The Act does permit the outgoing tenant to guarantee the liabilities of the assignee. This is known as an Authorised Guarantee Agreement ("AGA"). However, when the lease is subsequently assigned again, the original tenant will be released from the AGA. The guarantor can guarantee the performance of the original tenant under the AGA (this is known as a "GAGA") but cannot guarantee the assignee directly, nor a subsequent assignee.
This can be problematic where large groups of companies wish to carry out multiple intra-group transfers over the term of the lease.
The tenants and proposed assignees in this case were all associated companies in the Hilton Group. The leases were all "new" and were in substantially the same form for significant rents. The same parent company, Hilton Worldwide, Inc. (Hilton), had guaranteed all the leases. The tenant companies were not worth very much, but Hilton was an extremely valuable guarantor.
The leases contained covenants against assigning the whole of the premises. First, there was an overarching general restriction to prevent assignments without the prior consent of the landlords. This clause allowed the landlords to refuse consent, provided that it was acting reasonably. It also allowed the landlords to limit consent to assignees that it considered suitable, with a new guarantor and/or an AGA from the original tenant.
The second clause, prevented the tenants from assigning the lease to group companies without consent. The landlords could also impose the following conditions, known as "Proviso A" and "Proviso B":
- To give notice to the landlord of the assignment; and
- To "procure that the guarantor and any other guarantor of the tenant shall covenant with the landlord" to guarantee the assignee's performance of the covenants
If the tenants complied with these requirements, the landlords were obliged to give consent to assignments to intra-group companies. However, the wording of the leases was called into question when the Court decided in K/S Victoria Street –v- House of Fraser  that such repeat guarantees were invalid under the Act. The tenants decided that this meant it could simply proceed with the assignments without consent, because the covenants were void.
As part of a corporate restructure, the tenants assigned their respective leases to other companies in the group without procuring a guarantee from Hilton, and without seeking consent from the landlords, in breach of the tenant covenants of the lease. The tenants believed that both they and Hilton would be released under the provisions of the Act. Again, the assignee companies were only nominal companies that were not worth anything.

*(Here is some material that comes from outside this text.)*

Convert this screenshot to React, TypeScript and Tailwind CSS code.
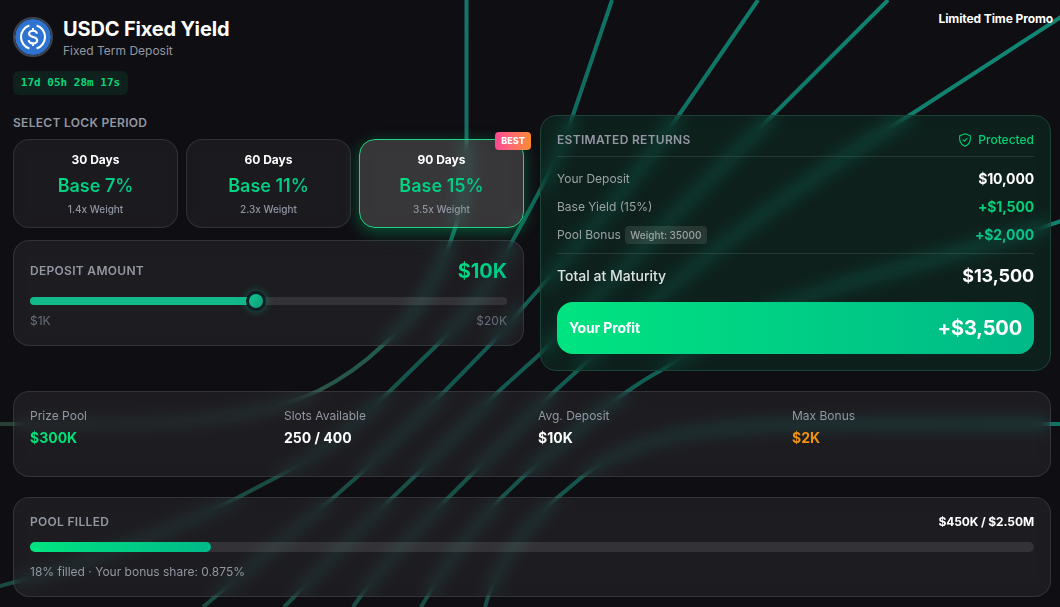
import React from 'react';

interface LockPeriod {
  days: number;
  rate: number;
  weight: string;
}

interface Stat {
  label: string;
  value: string;
  color: string;
}

const lockPeriods: LockPeriod[] = [
  { days: 30, rate: 7, weight: '1.4x' },
  { days: 60, rate: 11, weight: '2.3x' },
  { days: 90, rate: 15, weight: '3.5x' },
];

const stats: Stat[] = [
  { label: 'Prize Pool', value: '$300K', color: 'text-[#00e07a]' },
  { label: 'Slots Available', value: '250 / 400', color: 'text-white' },
  { label: 'Avg. Deposit', value: '$10K', color: 'text-white' },
  { label: 'Max Bonus', value: '$2K', color: 'text-[#f29111]' },
];

const linePaths = [
  'M612 0 L573 115 C560 154 544 184 513 240 C494 280 468 314 436 346 L390 391 C356 424 322 454 277 477 L237 498 C160 536 80 566 -4 587',
  'M758 0 L679 115 C636 178 590 232 540 288 L489 346 L445 391 L357 477 L333 498 L215 597 L203 607',
  'M888 0 L773 115 C696 192 620 272 540 354 L499 391 L414 477 L392 498 C356 533 326 563 294 597 L284 607',
  'M1064 15 L910 115 C808 178 720 244 650 304 C622 328 598 350 577 371 L555 391 L469 477 L448 498 C412 534 386 562 360 597 L353 607',
  'M1064 220 C970 254 830 280 740 323 C712 337 684 356 660 371 Q645 379 628 391 C592 417 560 443 523 477 L501 498 C468 534 446 563 427 597 L421 607',
  'M1064 424 H860 C720 424 640 430 582 477 L557 498 C522 530 500 564 488 597 L485 607',
];

const BackgroundLines = () => (
  <svg className="absolute inset-0" width="1060" height="607" viewBox="0 0 1060 607" fill="none">
    <defs>
      <linearGradient id="teal" gradientUnits="userSpaceOnUse" x1="900" y1="0" x2="400" y2="560">
        <stop offset="0" stopColor="#0f8572" />
        <stop offset="0.5" stopColor="#0f6458" />
        <stop offset="1" stopColor="#194b43" />
      </linearGradient>
      <linearGradient id="moss" gradientUnits="userSpaceOnUse" x1="466" y1="0" x2="100" y2="424">
        <stop offset="0" stopColor="#12776a" />
        <stop offset="0.4" stopColor="#136558" />
        <stop offset="0.7" stopColor="#2a5446" />
        <stop offset="1" stopColor="#283f35" />
      </linearGradient>
    </defs>
    <path
      d="M466.500 0 V160 C466.500 190 461 212 451 240 C436 282 414 318 382 346 C362 365 342 379 318 391 C256 420 180 424 90 424 H0"
      stroke="url(#moss)"
      strokeWidth="4"
    />
    {linePaths.map((d) => (
      <path key={d} d={d} stroke="url(#teal)" strokeWidth="4" />
    ))}
  </svg>
);

const UsdcIcon = () => (
  <svg className="h-full w-full" viewBox="0 0 36 36" fill="none" stroke="#fff">
    <circle cx="18" cy="18" r="18" fill="#2f73d0" stroke="none" />
    <path d="M14.4 6.4a12.2 12.2 0 0 0 0 23.2M21.6 6.4a12.2 12.2 0 0 1 0 23.2" strokeWidth="2.1" />
    <path
      d="M22 14.6c-.3-1.9-1.7-2.9-4-2.9s-3.9 1.1-3.9 3c0 4.5 8.1 2.1 8.1 6.6 0 2-1.7 3.1-4.2 3.1-2.6 0-4.1-1.1-4.3-3.2M18 9v2.7M18 24.4V27"
      strokeWidth="2.1"
    />
  </svg>
);

const ShieldIcon = () => (
  <svg width="14" height="14" viewBox="0 0 14 14" fill="none" stroke="#00d177" strokeLinecap="round" strokeLinejoin="round">
    <path d="M7 .8 12.3 2.7c.3 3.9.4 8-5.3 10.5C1.3 10.7 1.4 6.6 1.7 2.7L7 .8Z" strokeWidth="1.1" />
    <path d="m5.1 6.9 1.3 1.2 2.5-2.5" strokeWidth="1.1" />
  </svg>
);

const gradientText = 'bg-linear-to-br from-[#00e480] to-[#00b988] bg-clip-text text-transparent';

const PeriodCard: React.FC<{ period: LockPeriod; selected: boolean }> = ({ period, selected }) => (
  <button
    className={`relative flex h-[89px] flex-col items-center rounded-2xl border pt-[11px] backdrop-blur-[8px] ${
      selected
        ? 'border-[#1fd583] bg-[#fffff4]/17 shadow-[0_4px_16px_rgba(0,224,122,0.35)]'
        : 'border-white/10 bg-white/5'
    }`}
  >
    <span className="text-[12px] leading-[18px] font-bold text-white">{period.days} Days</span>
    <span className={`mt-[5px] text-[18px] leading-[24px] font-semibold ${gradientText}`}>Base {period.rate}%</span>
    <span className="mt-[4px] text-[10px] leading-[14px] font-medium text-[#9095a1]">{period.weight} Weight</span>
    {selected && (
      <span className="absolute -top-2 -right-2 flex h-[18px] w-9 items-center justify-center rounded-[4px] bg-linear-to-r from-[#ff4593] to-[#fb8a28] text-[9px] font-extrabold text-white">
        BEST
      </span>
    )}
  </button>
);

const App = () => {
  const deposit = 47.4;
  const filled = 18;

  return (
    <div className="relative h-[607px] w-[1060px] overflow-hidden bg-[#0f0e13] font-['Inter','Liberation_Sans',sans-serif]">
      <BackgroundLines />
      <div className="absolute top-[11px] right-[7px] text-[12px] leading-4 font-bold tracking-[-0.1px] text-white">
        Limited Time Promo
      </div>

      <main className="pr-[9px] pl-[13px]">
        <header className="relative flex h-[71px] w-fit items-start gap-[10px] pt-[17px]">
          <div className="h-10 w-10 overflow-hidden rounded-full border-2 border-[#3e444f]">
            <UsdcIcon />
          </div>
          <div>
            <h1 className="text-[20px] leading-[24px] font-bold tracking-[-0.16px] text-white">USDC Fixed Yield</h1>
            <p className="mt-[2px] text-[12px] leading-[16px] text-[#9397a2]">Fixed Term Deposit</p>
          </div>
        </header>

        <div className="grid grid-cols-2 gap-4">
          <section className="relative">
            <div className="flex h-6 w-[115px] items-center justify-center rounded-md bg-[#0e211c] font-['DejaVu_Sans_Mono',monospace] text-[11px] font-bold text-[#0bd27c]">
              17d 05h 28m 17s
            </div>
            <h2 className="mt-[19px] text-[12px] leading-[18px] font-semibold tracking-wide text-[#9397a2]">SELECT LOCK PERIOD</h2>
            <div className="mt-[7px] grid grid-cols-3 gap-2">
              {lockPeriods.map((period) => (
                <PeriodCard key={period.days} period={period} selected={period.days === 90} />
              ))}
            </div>

            <div className="mt-3 h-[106px] rounded-2xl border border-white/10 bg-white/6 px-4 pt-4 backdrop-blur-[8px]">
              <div className="flex h-7 items-center justify-between">
                <span className="text-[12px] font-semibold tracking-wide text-[#9397a2]">DEPOSIT AMOUNT</span>
                <span className={`text-[20px] font-bold tracking-[-0.1px] ${gradientText}`}>$10K</span>
              </div>
              <div className="relative mt-3 h-2 rounded-full bg-white/10">
                <div className="h-2 rounded-full bg-[#13b98a]" style={{ width: `${deposit}%` }} />
                <div
                  className="absolute -top-[6px] h-5 w-5 -translate-x-1/2 rounded-full border-3 border-[#0f1d27] bg-linear-to-br from-[#12c692] to-[#109a75] shadow-[0_0_8px_rgba(19,185,138,0.5)]"
                  style={{ left: `${deposit}%` }}
                />
              </div>
              <div className="mt-2 flex justify-between text-[12px] leading-4 text-[#696e7a]">
                <span>$1K</span>
                <span>$20K</span>
              </div>
            </div>
          </section>

          <section className="relative mt-11 h-[256px] rounded-2xl border border-[#1c4436] bg-[#00e17b]/9 px-4 backdrop-blur-[8px]">
            <div className="flex h-[41px] items-center justify-between border-b border-white/10 pt-[8px]">
              <h2 className="text-[12px] font-semibold tracking-wide text-[#9397a2]">ESTIMATED RETURNS</h2>
              <span className="flex items-center gap-[6px] text-[12px] font-medium text-[#00d177]">
                <ShieldIcon />
                Protected
              </span>
            </div>
            <div className="mt-2 text-[12px] text-[#9ba3a4]">
              <div className="flex h-7 items-center justify-between">
                <span>Your Deposit</span>
                <span className="pb-[2px] text-[14px] font-bold tracking-[-0.15px] text-white">$10,000</span>
              </div>
              <div className="flex h-7 items-center justify-between">
                <span>Base Yield (15%)</span>
                <span className="pb-[2px] text-[14px] font-bold tracking-[-0.15px] text-[#04cf77]">+$1,500</span>
              </div>
              <div className="flex h-7 items-center justify-between">
                <span className="flex items-center gap-1">
                  Pool Bonus
                  <span className="flex h-[18px] items-center rounded-[4px] bg-white/10 px-[5.500px] text-[10px] font-medium">
                    Weight: 35000
                  </span>
                </span>
                <span className="pb-[2px] text-[14px] font-bold tracking-[-0.15px] text-[#08c58b]">+$2,000</span>
              </div>
            </div>
            <div className="mt-1 flex h-[49px] items-center justify-between border-t border-white/10 pb-[5px]">
              <span className="text-[14px] font-medium text-[#dce2e1]">Total at Maturity</span>
              <span className="text-[18px] font-bold tracking-[-0.1px] text-white">$13,500</span>
            </div>
            <div className="flex h-[52px] items-center justify-between rounded-2xl bg-linear-to-r from-[#00e480] to-[#00b988] px-3 text-white">
              <span className="pb-[2px] text-[14px] font-bold tracking-[-0.15px]">Your Profit</span>
              <span className="text-[20px] font-bold tracking-[-0.15px]">+$3,500</span>
            </div>
          </section>
        </div>

        <section className="relative mt-5 grid h-[86px] grid-cols-4 gap-3 rounded-2xl border border-white/10 bg-white/6 px-4 pt-[15px] backdrop-blur-[8px]">
          {stats.map((stat) => (
            <div key={stat.label}>
              <div className="text-[12px] leading-[18px] text-[#9397a2]">{stat.label}</div>
              <div className={`mt-[3px] text-[14px] leading-[20px] font-bold ${stat.color}`}>{stat.value}</div>
            </div>
          ))}
        </section>

        <section className="relative mt-5 h-[100px] rounded-2xl border border-white/10 bg-white/6 px-4 pt-[15px] backdrop-blur-[8px]">
          <div className="flex h-[18px] items-center justify-between text-[12px]">
            <span className="font-semibold tracking-wide text-[#9397a2]">POOL FILLED</span>
            <span className="font-bold tracking-[-0.1px] text-white">$450K / $2.50M</span>
          </div>
          <div className="mt-[11px] h-[10px] rounded-full bg-white/10">
            <div className="h-full rounded-full bg-linear-to-r from-[#00e480] to-[#00b988]" style={{ width: `${filled}%` }} />
          </div>
          <p className="mt-3 text-[12px] leading-4 text-[#9397a2]">18% filled · Your bonus share: 0.875%</p>
        </section>
      </main>
    </div>
  );
};

export default App;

The landlords, not wishing to lose the Hilton guarantor, made an application to Court for a declaration that the assignments were unlawful because the tenants had breached the assignment provisions in the leases.
The first decision
The High Court found in favour of the landlords for two main reasons: the wording of the leases and the application of the Act. It found that the assignments were in breach of the alienation provisions in the leases because the tenants had failed to obtain consent. As such, the original tenants and Hilton were not released by the Act, and remained on the hook.

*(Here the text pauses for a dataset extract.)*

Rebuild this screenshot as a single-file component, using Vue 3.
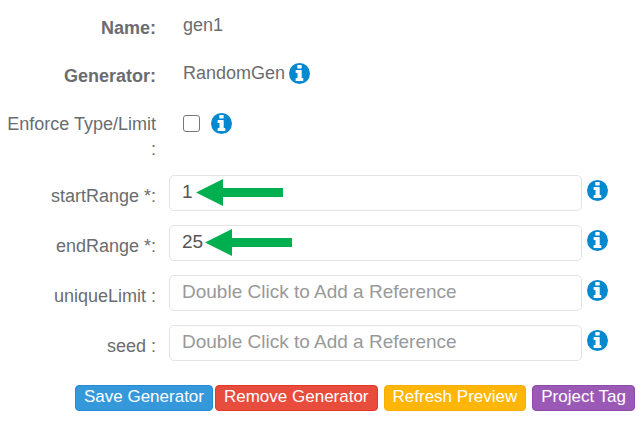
<script setup>
import { ref, h } from 'vue'

const enforce = ref(false)
const hint = 'Double Click to Add a Reference'
const fields = ref([
  { id: 'startRange', label: 'startRange *:', value: '1', arrow: 27 },
  { id: 'endRange', label: 'endRange *:', value: '25', arrow: 36 },
  { id: 'uniqueLimit', label: 'uniqueLimit :', value: '', arrow: null },
  { id: 'seed', label: 'seed :', value: '', arrow: null },
])

const InfoIcon = () =>
  h('svg', { width: 21, height: 21, viewBox: '0 0 21 21', 'aria-hidden': 'true' }, [
    h('circle', { cx: 10.5, cy: 10.5, r: 10.5, fill: '#0488d0' }),
    h('path', {
      fill: '#fff',
      d: 'M8.700 2h3.600q.4 0 .4.4v2.700q0 .4-.4.4H8.700q-.4 0-.4-.4V2.400q0-.4.4-.4zM7 7h5.300q.4 0 .4.4v7.600h1.200q.4 0 .4.4v2.300q0 .4-.4.4H7q-.4 0-.4-.4v-2.300q0-.4.4-.4h1.500V9.900H7q-.4 0-.4-.4V7.400q0-.4.4-.4z',
    }),
  ])
</script>

<template>
  <form class="panel" @submit.prevent>
    <div class="row static">
      <span class="label strong">Name:</span>
      <span class="value">gen1</span>
    </div>
    <div class="row static">
      <span class="label strong">Generator:</span>
      <span class="value">RandomGen <InfoIcon /></span>
    </div>
    <div class="row">
      <label class="label" for="enforce">Enforce Type/Limit :</label>
      <span class="value checks">
        <input id="enforce" v-model="enforce" class="check" type="checkbox" />
        <InfoIcon />
      </span>
    </div>

    <div class="fields">
      <div v-for="f in fields" :key="f.id" class="row field">
        <label class="label" :for="f.id">{{ f.label }}</label>
        <div class="control">
          <input :id="f.id" v-model="f.value" class="text" type="text" :placeholder="hint" />
          <svg
            v-if="f.arrow !== null"
            class="arrow"
            :style="{ left: f.arrow + 'px' }"
            width="87"
            height="27"
            viewBox="0 0 87 27"
            aria-hidden="true"
          >
            <path d="M0 13.500 27 0V9H87V18H27V27Z" fill="#00b050" />
          </svg>
        </div>
        <span class="info"><InfoIcon /></span>
      </div>
    </div>

    <div class="actions">
      <div class="pair">
        <button type="button" class="btn save">Save Generator</button>
        <button type="button" class="btn remove">Remove Generator</button>
      </div>
      <button type="button" class="btn refresh">Refresh Preview</button>
      <button type="button" class="btn tag">Project Tag</button>
    </div>
  </form>
</template>

<style>
body {
  margin: 0;
  background: #fff;
}
</style>

<style scoped>
.panel {
  box-sizing: border-box;
  padding: 13px 9px 12px 0;
  font-family: 'Liberation Sans', Arial, sans-serif;
  font-size: 18px;
  line-height: 25px;
  color: #6b6c6f;
}

.row {
  display: grid;
  grid-template-columns: 156px minmax(0, 1fr) 21px;
  column-gap: 13px;
  align-items: start;
}

.static {
  margin-bottom: 20px;
}

.label {
  padding-top: 3px;
  text-align: right;
}

.strong {
  font-weight: bold;
}

.value {
  display: flex;
  align-items: center;
  gap: 4px;
  padding-left: 14px;
}

.checks {
  gap: 11px;
  padding-top: 4px;
}

.check {
  appearance: none;
  box-sizing: border-box;
  width: 17px;
  height: 17px;
  margin: 0;
  border: 1px solid #767676;
  border-radius: 3px;
  background: #fff;
}

.check:checked {
  background: #0488d0;
}

.fields {
  display: grid;
  row-gap: 14px;
  margin-top: 13px;
  padding-right: 27px;
}

.field {
  grid-template-columns: 156px minmax(0, 1fr) auto;
}

.field .label {
  padding-top: 9px;
}

.control {
  position: relative;
}

.text {
  display: block;
  box-sizing: border-box;
  width: 100%;
  height: 36px;
  padding: 0 12px 2px;
  border: 1px solid #e3e3e3;
  border-radius: 5px;
  background: #fff;
  font: inherit;
  font-size: 19px;
  color: #555;
}

.text::placeholder {
  color: #999;
  opacity: 1;
}

.arrow {
  position: absolute;
  top: 4px;
}

.info {
  display: flex;
  margin-left: -8px;
  padding-top: 5px;
}

.actions {
  display: flex;
  justify-content: flex-end;
  gap: 6px;
  margin-top: 24px;
}

.pair {
  display: flex;
  gap: 2px;
}

.btn {
  height: 26px;
  padding: 0 8px 2px;
  border: 1px solid;
  border-radius: 4px;
  font: inherit;
  font-size: 17px;
  line-height: 22px;
  white-space: nowrap;
  color: #fff;
}

.save {
  background: #3498db;
  border-color: #258cd1;
}

.remove {
  background: #e74c3c;
  border-color: #e43725;
}

.refresh {
  background: #ffb608;
  border-color: #f8ae00;
}

.tag {
  background: #9b59b6;
  border-color: #8f4bab;
}
</style>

The Court found that the leases were worded so that the landlords would either have tenants who could pay the rent or guarantors who could pay the rent if the tenants failed to do so. If Proviso B were to be deleted from the leases, it would have precisely the opposite effect. Therefore it was necessary to read Proviso B as "any other guarantor procured by the tenant" rather than "any other guarantor of the tenant".
The alternative way to read the lease was to remove Proviso B as invalid, and to read the second covenant as a simple qualified covenant against assignment without consent. When faced with a potentially worthless assignee, the landlord was then likely to be able to act reasonably by insisting upon a guarantor.
The tenants and Hilton appealed.
The Court of Appeal
By the time the matter reached the Court of appeal, the tenants and Hilton had accepted that the assignments were unlawful, and therefore excluded from the release under the Act, because they had not applied for consent before completing them. However, they wanted to appeal the decision on the application of the Act and the interpretation of Proviso B. The Court, in line with the modern approach of trying to give contracts the most commercial and sensible interpretations, had to consider the terms objectively and apply common sense so that one party did not receive a windfall.
The Court of Appeal had to consider two main issues:
- What was the correct interpretation of Proviso B?
- What was the effect of the Act?
Overall, the Court of Appeal dismissed the appeal and thus found in favour of the landlords. It overruled the High Court on its interpretation of Proviso B, but upheld the decision on the Act.
The Court felt that there were no good grounds for reading Proviso B to require not only a new guarantor, but also a new guarantee. Nor did it agree that the lease could be stretched to require the approval of the landlords for the new guarantor. Reading the wording in its plain, ordinary meaning, the contentious phrase "the guarantor and any other guarantor of the tenant" meant the parties that were the guarantors of the tenant at the time of assignment. Proviso B required that the tenants procured guarantees from those parties, and nobody else. Whilst the Courts had to apply a modern and commercial approach, this did not mean that the Act could be avoided.
On the Act, the Court considered that this was a situation where the anti-avoidance provisions applied. The Act did not come into play until the rights under the lease were exercised. If a landlord had the ability to restrict or prohibit consequences because of the wording of the lease, then that ability was subject to the requirements of the Act. In this case, the wording would have frustrated the Act, and so it was void.
Having decided this, the Court then had to go on to consider the extent to which the contract was voided by the Act. Was it the entire clause, or just part of it? The judges found that both the Provisos were void. However, the covenant that was a mere qualified covenant against assignment could remain.
The reasoning was based on the Act. It is not the purpose of the Act to invalidate any more of the contract than is necessary. The Court had to take a balanced approach and consider the structure of the contract objectively, taking a "common sense" view. The way to do this was to treat both Provisos as void, leaving the remaining covenant as a qualified covenant against assignment that could then work on its own terms. This would enable the landlord to withhold consent unless the tenants provided suitable assignees and/or guarantors.
This case law has been brewing for some time, because a great many leases that were drafted prior to K/S Victoria will contain similar provisions.
Although this case is very useful guidance, and an insight into how the Court will treat these covenants, it did turn entirely upon the wording of the leases. Every lease will be different, and that will be the main factor in any decision.
For new leases, great care must be taken when drafting assignment provisions so as not to fall foul of the Act and the K/S Victoria decision. One solution could be to obtain a 'GAGA' from any existing guarantor. Another would be to demand a larger rent deposit from the assignee.
For existing leases, our advice is not to assume that a provision that seemingly falls foul of the Act will be avoided. Tenants should therefore seek advice on how to comply with such provisions without breaching them. Landlords should seek advice on whether tenants have done so, and what requirements they can enforce.